What are your hopes for the Global LGBT+ Rights Summit?
The summit is an exciting opportunity to showcase to the world how far the UK has come. Lord Nick Herbert is going to be an incredible Chair and I am hoping that a local school from Darlington will be able to showcase their LGBT focussed artwork.
How do you balance representing your constituents whilst also holding a portfolio?
The role of PPS is very compatible with the Commons being the eyes and ears of Ministers to backbench issues relevant to the portfolio. Listening is one of the most underrated skills in Politics but for PPSs its essential and I'm told I'm a good listener.
Some people believe that voters in red wall seats are naturally hesitant or even hostile to LGBT+ rights and people. Do you think this is a true narrative?
No, not at all. As I said earlier it hasn't been an issue for me. I simply work hard in my constituency and in Westminster. Darlington has a small but vibrant LGBT community and I think it is appreciated that they have an MP that they have something in common with.
What is your favourite thing about your constituency?
The people are incredible.

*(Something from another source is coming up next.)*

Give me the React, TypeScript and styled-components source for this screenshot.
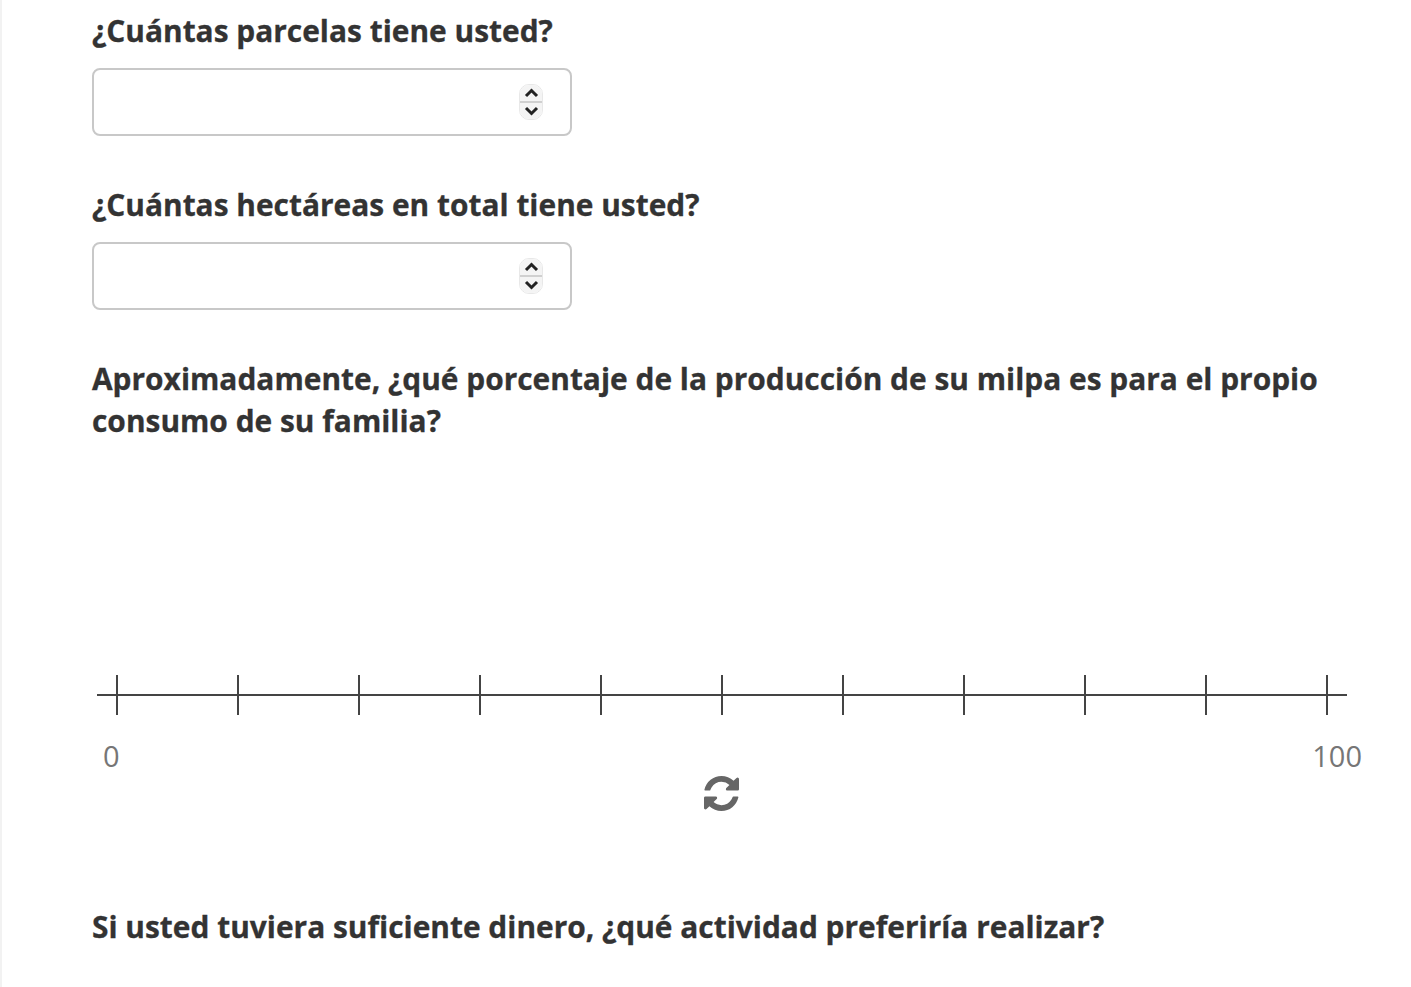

Direct, hardworking and challenging which I welcome. Darington has a lot to be proud of - railways, heritage, history, architecture but also a great future to look forward to especially with the Treasury Economic campus being located here.
What do you get up to in your free time?
Love walking the dogs - Clemmie the Jack Russell, and Peppy and Ebony the Labradors. A perfect day is a homemade Sunday Lunch made by my husband Gareth, after a long walk with the dogs and then relaxing in front of an open fire. Sadly every Sunday is not like that but that’s what I do like to do.
What is your favourite biscuit?
Do I only get to choose one? It has to have chocolate on it.